The scientific community has not been unresponsive to the spurious nature of mold claims. Probably the most complete examination of the scientific record was conducted by Cleveland microbiologists who published their findings in January 2003, concluding that there is no supportive evidence for serious illness from toxic mold in the contemporary environment. Other studies from the American Industrial Hygiene Association and the National Institute of Occupational Safety and Health (NIOSH) came to similar conclusions. The authors note that "science has confirmed common sense" since mold is not some rare, exotic toxic material but is everywhere, making up 25 percent of the earth's biomass.

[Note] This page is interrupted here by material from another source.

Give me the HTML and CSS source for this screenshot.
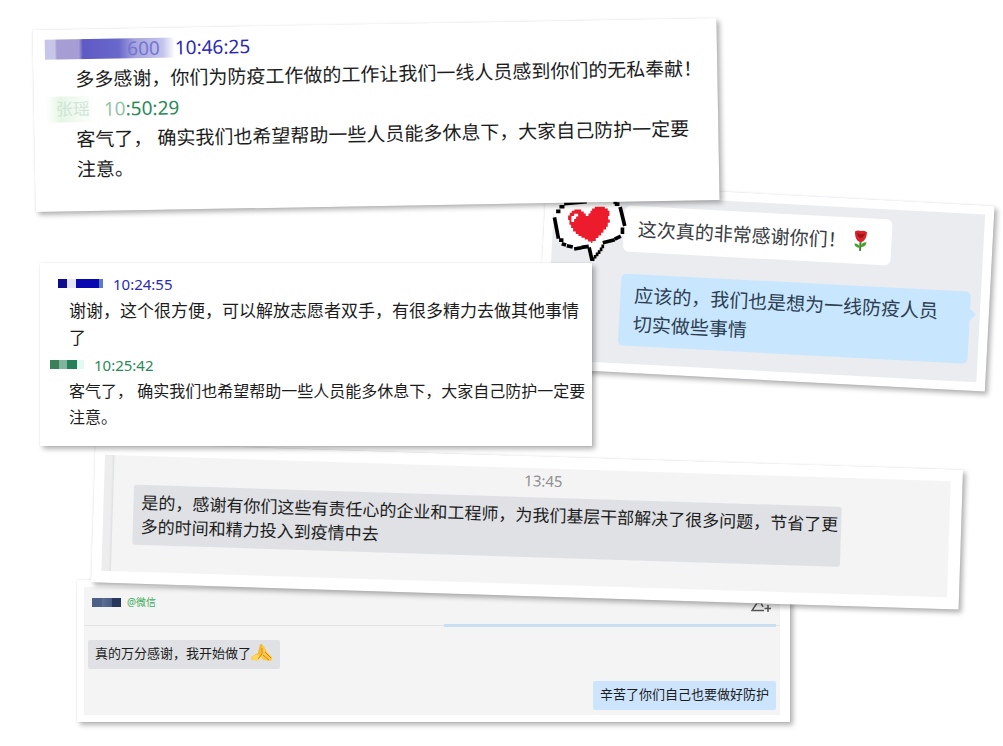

If mold were extremely toxic, one could expect to see epidemics wherever people are exposed to the highest levels of mold – vacation spots and outdoor camps, for example.
Nonetheless, the opportunism of trial lawyers and the media's love for scary stories have kept the litigation "mushrooming." The pace of litigation is increasing. The Insurance Information Institute indicates that 10,000 mold-related suits are pending nationwide, a 300 percent increase since 1999. This number may be conservative. A California plaintiffs' lawyer asserts that he has "thousands" of claims himself, including one brought by Erin Brockovich.
Hardin and his team of scientists provide a detailed primer on mold in "A Scientific View of the Health Effects of Mold." Fungi, they point out, play an "essential role in the cycle of life as the principal decomposers of organic matter, converting dead organic material into simpler chemical forms that can in turn be used by plants for their growth and nutritional needs. Without fungi performing this essential function, plant and animal debris would simply accumulate." Mold is everywhere.
The paper examines in depth each type of health complaint associated with mold and offers an extensive survey of the scientific literature on the topic. It determines that mold can cause allergies for those who are "atopic" or prone to allergic reactions. And, "despite the fact that it can produce toxic substances under appropriate growth conditions, years of intensive study have failed to establish exposure to Stachybotrys ["toxic" mold] in home, school, or office environments as a cause of adverse health effects." The paper concludes that infections caused by mold are rare, except for those individuals who are "immune-compromised." Finally, it asserts that "there is no sound scientific evidence that mold causes 'toxicity' in doses found in home environments."